Task to carry out :: Restate all the material verbatim, except for the pictures.

Material provided ::
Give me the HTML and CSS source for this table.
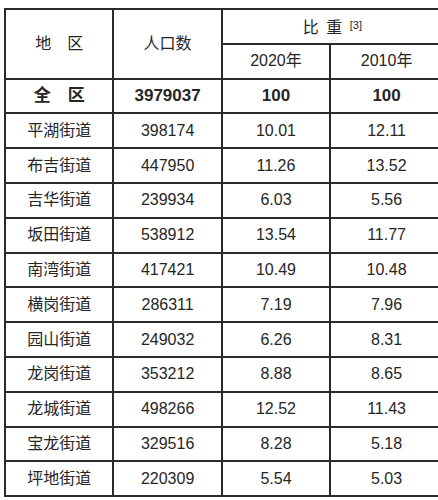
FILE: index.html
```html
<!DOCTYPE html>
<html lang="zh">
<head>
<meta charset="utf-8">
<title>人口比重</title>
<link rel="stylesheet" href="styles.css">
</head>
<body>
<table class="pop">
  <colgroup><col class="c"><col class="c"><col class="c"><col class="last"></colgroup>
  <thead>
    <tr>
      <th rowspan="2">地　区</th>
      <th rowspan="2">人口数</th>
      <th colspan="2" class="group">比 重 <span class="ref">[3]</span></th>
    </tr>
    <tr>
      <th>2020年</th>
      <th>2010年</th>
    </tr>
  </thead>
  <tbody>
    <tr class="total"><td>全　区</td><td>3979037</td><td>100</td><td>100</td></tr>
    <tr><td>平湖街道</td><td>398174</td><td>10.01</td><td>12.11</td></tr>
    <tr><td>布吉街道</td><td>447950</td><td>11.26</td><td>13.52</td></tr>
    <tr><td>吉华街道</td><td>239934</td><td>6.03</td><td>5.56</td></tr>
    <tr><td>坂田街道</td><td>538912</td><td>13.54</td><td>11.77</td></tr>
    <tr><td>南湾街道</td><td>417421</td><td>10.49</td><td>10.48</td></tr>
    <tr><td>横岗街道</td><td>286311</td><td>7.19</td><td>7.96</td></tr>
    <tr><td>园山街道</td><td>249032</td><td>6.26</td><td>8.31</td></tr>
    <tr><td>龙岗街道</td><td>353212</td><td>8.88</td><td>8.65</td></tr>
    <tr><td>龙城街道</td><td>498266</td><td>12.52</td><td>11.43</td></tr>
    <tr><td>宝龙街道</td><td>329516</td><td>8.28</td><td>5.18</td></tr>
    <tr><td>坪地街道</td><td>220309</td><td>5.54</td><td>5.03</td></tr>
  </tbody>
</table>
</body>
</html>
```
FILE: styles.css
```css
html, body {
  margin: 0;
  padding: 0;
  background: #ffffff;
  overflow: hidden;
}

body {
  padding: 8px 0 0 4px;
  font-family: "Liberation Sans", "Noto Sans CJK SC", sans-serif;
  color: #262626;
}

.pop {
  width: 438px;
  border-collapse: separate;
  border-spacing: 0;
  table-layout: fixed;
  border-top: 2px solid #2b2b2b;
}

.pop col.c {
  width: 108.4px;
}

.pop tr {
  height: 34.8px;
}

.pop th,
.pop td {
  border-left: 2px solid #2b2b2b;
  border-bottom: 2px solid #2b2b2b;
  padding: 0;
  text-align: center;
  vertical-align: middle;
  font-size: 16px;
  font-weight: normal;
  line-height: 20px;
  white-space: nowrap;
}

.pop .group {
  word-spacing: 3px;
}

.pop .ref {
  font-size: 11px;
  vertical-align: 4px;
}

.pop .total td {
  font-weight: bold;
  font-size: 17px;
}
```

Full response ::
Give me the HTML and CSS source for this table.
FILE: index.html
```html
<!DOCTYPE html>
<html lang="zh">
<head>
<meta charset="utf-8">
<title>人口比重</title>
<link rel="stylesheet" href="styles.css">
</head>
<body>
<table class="pop">
  <colgroup><col class="c"><col class="c"><col class="c"><col class="last"></colgroup>
  <thead>
    <tr>
      <th rowspan="2">地　区</th>
      <th rowspan="2">人口数</th>
      <th colspan="2" class="group">比 重 <span class="ref">[3]</span></th>
    </tr>
    <tr>
      <th>2020年</th>
      <th>2010年</th>
    </tr>
  </thead>
  <tbody>
    <tr class="total"><td>全　区</td><td>3979037</td><td>100</td><td>100</td></tr>
    <tr><td>平湖街道</td><td>398174</td><td>10.01</td><td>12.11</td></tr>
    <tr><td>布吉街道</td><td>447950</td><td>11.26</td><td>13.52</td></tr>
    <tr><td>吉华街道</td><td>239934</td><td>6.03</td><td>5.56</td></tr>
    <tr><td>坂田街道</td><td>538912</td><td>13.54</td><td>11.77</td></tr>
    <tr><td>南湾街道</td><td>417421</td><td>10.49</td><td>10.48</td></tr>
    <tr><td>横岗街道</td><td>286311</td><td>7.19</td><td>7.96</td></tr>
    <tr><td>园山街道</td><td>249032</td><td>6.26</td><td>8.31</td></tr>
    <tr><td>龙岗街道</td><td>353212</td><td>8.88</td><td>8.65</td></tr>
    <tr><td>龙城街道</td><td>498266</td><td>12.52</td><td>11.43</td></tr>
    <tr><td>宝龙街道</td><td>329516</td><td>8.28</td><td>5.18</td></tr>
    <tr><td>坪地街道</td><td>220309</td><td>5.54</td><td>5.03</td></tr>
  </tbody>
</table>
</body>
</html>
```
FILE: styles.css
```css
html, body {
  margin: 0;
  padding: 0;
  background: #ffffff;
  overflow: hidden;
}

body {
  padding: 8px 0 0 4px;
  font-family: "Liberation Sans", "Noto Sans CJK SC", sans-serif;
  color: #262626;
}

.pop {
  width: 438px;
  border-collapse: separate;
  border-spacing: 0;
  table-layout: fixed;
  border-top: 2px solid #2b2b2b;
}

.pop col.c {
  width: 108.4px;
}

.pop tr {
  height: 34.8px;
}

.pop th,
.pop td {
  border-left: 2px solid #2b2b2b;
  border-bottom: 2px solid #2b2b2b;
  padding: 0;
  text-align: center;
  vertical-align: middle;
  font-size: 16px;
  font-weight: normal;
  line-height: 20px;
  white-space: nowrap;
}

.pop .group {
  word-spacing: 3px;
}

.pop .ref {
  font-size: 11px;
  vertical-align: 4px;
}

.pop .total td {
  font-weight: bold;
  font-size: 17px;
}
```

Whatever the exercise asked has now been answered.